- What is expected
Transcribe each line of the material as it is, and drop any picture.
──────────────────────────────
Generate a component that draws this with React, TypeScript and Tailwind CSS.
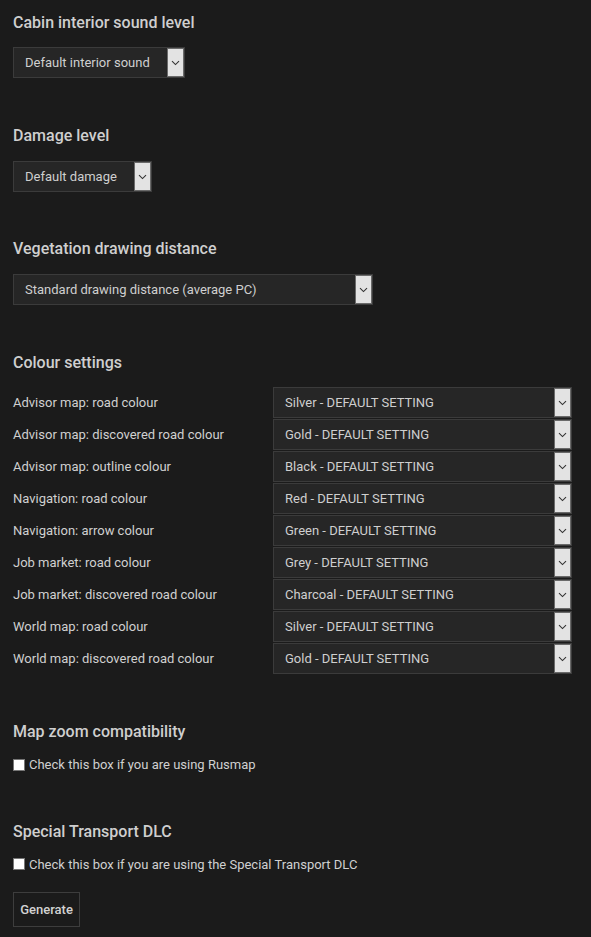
import React from "react";

const Chevron = () => (
  <svg width="9" height="6" viewBox="0 0 9 6" fill="none">
    <path d="M1 1.2 L4.5 4.6 L8 1.2" stroke="#333" strokeWidth="1.1" />
  </svg>
);

function Select({ text, width }: { text: string; width: string }) {
  return (
    <div
      className={`flex h-[31px] items-stretch border border-[#3b3b3b] bg-[#262626] ${width}`}
    >
      <div className="flex flex-1 items-center pl-[11px] text-[13px] text-[#cfcfcf]">
        {text}
      </div>
      <div className="flex w-[17px] items-center justify-center border border-[#6a6a6a] bg-[#e3e3e3]">
        <Chevron />
      </div>
    </div>
  );
}

const rows: [string, string][] = [
  ["Advisor map: road colour", "Silver - DEFAULT SETTING"],
  ["Advisor map: discovered road colour", "Gold - DEFAULT SETTING"],
  ["Advisor map: outline colour", "Black - DEFAULT SETTING"],
  ["Navigation: road colour", "Red - DEFAULT SETTING"],
  ["Navigation: arrow colour", "Green - DEFAULT SETTING"],
  ["Job market: road colour", "Grey - DEFAULT SETTING"],
  ["Job market: discovered road colour", "Charcoal - DEFAULT SETTING"],
  ["World map: road colour", "Silver - DEFAULT SETTING"],
  ["World map: discovered road colour", "Gold - DEFAULT SETTING"],
];

function Heading({ children }: { children: React.ReactNode }) {
  return (
    <h2 className="h-[24px] text-[16px] leading-[24px] font-medium text-[#cfcfcf]">
      {children}
    </h2>
  );
}

function Check({ label }: { label: string }) {
  return (
    <label className="flex items-center gap-[4px] text-[13px] text-[#d0d0d0]">
      <span className="block h-[12px] w-[12px] border border-[#777] bg-white" />
      {label}
    </label>
  );
}

export default function App() {
  return (
    <div
      className="min-h-[937px] w-[591px] bg-[#1b1b1b] px-[13px] pt-[11px]"
      style={{ fontFamily: "Roboto, 'Liberation Sans', sans-serif" }}
    >
      <Heading>Cabin interior sound level</Heading>
      <div className="mt-[12px]">
        <Select text="Default interior sound" width="w-[172px]" />
      </div>

      <div className="mt-[46px]">
        <Heading>Damage level</Heading>
      </div>
      <div className="mt-[13px]">
        <Select text="Default damage" width="w-[139px]" />
      </div>

      <div className="mt-[45px]">
        <Heading>Vegetation drawing distance</Heading>
      </div>
      <div className="mt-[13px]">
        <Select text="Standard drawing distance (average PC)" width="w-[360px]" />
      </div>

      <div className="mt-[46px]">
        <Heading>Colour settings</Heading>
      </div>
      <div className="mt-[12px] flex flex-col gap-[1px]">
        {rows.map(([label, value], i) => (
          <div key={i} className="flex items-center">
            <div className="w-[260px] text-[13px] text-[#d0d0d0]">{label}</div>
            <Select text={value} width="w-[299px]" />
          </div>
        ))}
      </div>

      <div className="mt-[46px]">
        <Heading>Map zoom compatibility</Heading>
      </div>
      <div className="mt-[11px]">
        <Check label="Check this box if you are using Rusmap" />
      </div>

      <div className="mt-[45px]">
        <Heading>Special Transport DLC</Heading>
      </div>
      <div className="mt-[11px]">
        <Check label="Check this box if you are using the Special Transport DLC" />
      </div>

      <button className="mt-[18px] h-[35px] w-[67px] border border-[#3d3d3d] bg-[#1b1b1b] text-[13px] font-medium text-[#d2d2d2]">
        Generate
      </button>
    </div>
  );
}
──────────────────────────────
- The reply
Generate a component that draws this with React, TypeScript and Tailwind CSS.
import React from "react";

const Chevron = () => (
  <svg width="9" height="6" viewBox="0 0 9 6" fill="none">
    <path d="M1 1.2 L4.5 4.6 L8 1.2" stroke="#333" strokeWidth="1.1" />
  </svg>
);

function Select({ text, width }: { text: string; width: string }) {
  return (
    <div
      className={`flex h-[31px] items-stretch border border-[#3b3b3b] bg-[#262626] ${width}`}
    >
      <div className="flex flex-1 items-center pl-[11px] text-[13px] text-[#cfcfcf]">
        {text}
      </div>
      <div className="flex w-[17px] items-center justify-center border border-[#6a6a6a] bg-[#e3e3e3]">
        <Chevron />
      </div>
    </div>
  );
}

const rows: [string, string][] = [
  ["Advisor map: road colour", "Silver - DEFAULT SETTING"],
  ["Advisor map: discovered road colour", "Gold - DEFAULT SETTING"],
  ["Advisor map: outline colour", "Black - DEFAULT SETTING"],
  ["Navigation: road colour", "Red - DEFAULT SETTING"],
  ["Navigation: arrow colour", "Green - DEFAULT SETTING"],
  ["Job market: road colour", "Grey - DEFAULT SETTING"],
  ["Job market: discovered road colour", "Charcoal - DEFAULT SETTING"],
  ["World map: road colour", "Silver - DEFAULT SETTING"],
  ["World map: discovered road colour", "Gold - DEFAULT SETTING"],
];

function Heading({ children }: { children: React.ReactNode }) {
  return (
    <h2 className="h-[24px] text-[16px] leading-[24px] font-medium text-[#cfcfcf]">
      {children}
    </h2>
  );
}

function Check({ label }: { label: string }) {
  return (
    <label className="flex items-center gap-[4px] text-[13px] text-[#d0d0d0]">
      <span className="block h-[12px] w-[12px] border border-[#777] bg-white" />
      {label}
    </label>
  );
}

export default function App() {
  return (
    <div
      className="min-h-[937px] w-[591px] bg-[#1b1b1b] px-[13px] pt-[11px]"
      style={{ fontFamily: "Roboto, 'Liberation Sans', sans-serif" }}
    >
      <Heading>Cabin interior sound level</Heading>
      <div className="mt-[12px]">
        <Select text="Default interior sound" width="w-[172px]" />
      </div>

      <div className="mt-[46px]">
        <Heading>Damage level</Heading>
      </div>
      <div className="mt-[13px]">
        <Select text="Default damage" width="w-[139px]" />
      </div>

      <div className="mt-[45px]">
        <Heading>Vegetation drawing distance</Heading>
      </div>
      <div className="mt-[13px]">
        <Select text="Standard drawing distance (average PC)" width="w-[360px]" />
      </div>

      <div className="mt-[46px]">
        <Heading>Colour settings</Heading>
      </div>
      <div className="mt-[12px] flex flex-col gap-[1px]">
        {rows.map(([label, value], i) => (
          <div key={i} className="flex items-center">
            <div className="w-[260px] text-[13px] text-[#d0d0d0]">{label}</div>
            <Select text={value} width="w-[299px]" />
          </div>
        ))}
      </div>

      <div className="mt-[46px]">
        <Heading>Map zoom compatibility</Heading>
      </div>
      <div className="mt-[11px]">
        <Check label="Check this box if you are using Rusmap" />
      </div>

      <div className="mt-[45px]">
        <Heading>Special Transport DLC</Heading>
      </div>
      <div className="mt-[11px]">
        <Check label="Check this box if you are using the Special Transport DLC" />
      </div>

      <button className="mt-[18px] h-[35px] w-[67px] border border-[#3d3d3d] bg-[#1b1b1b] text-[13px] font-medium text-[#d2d2d2]">
        Generate
      </button>
    </div>
  );
}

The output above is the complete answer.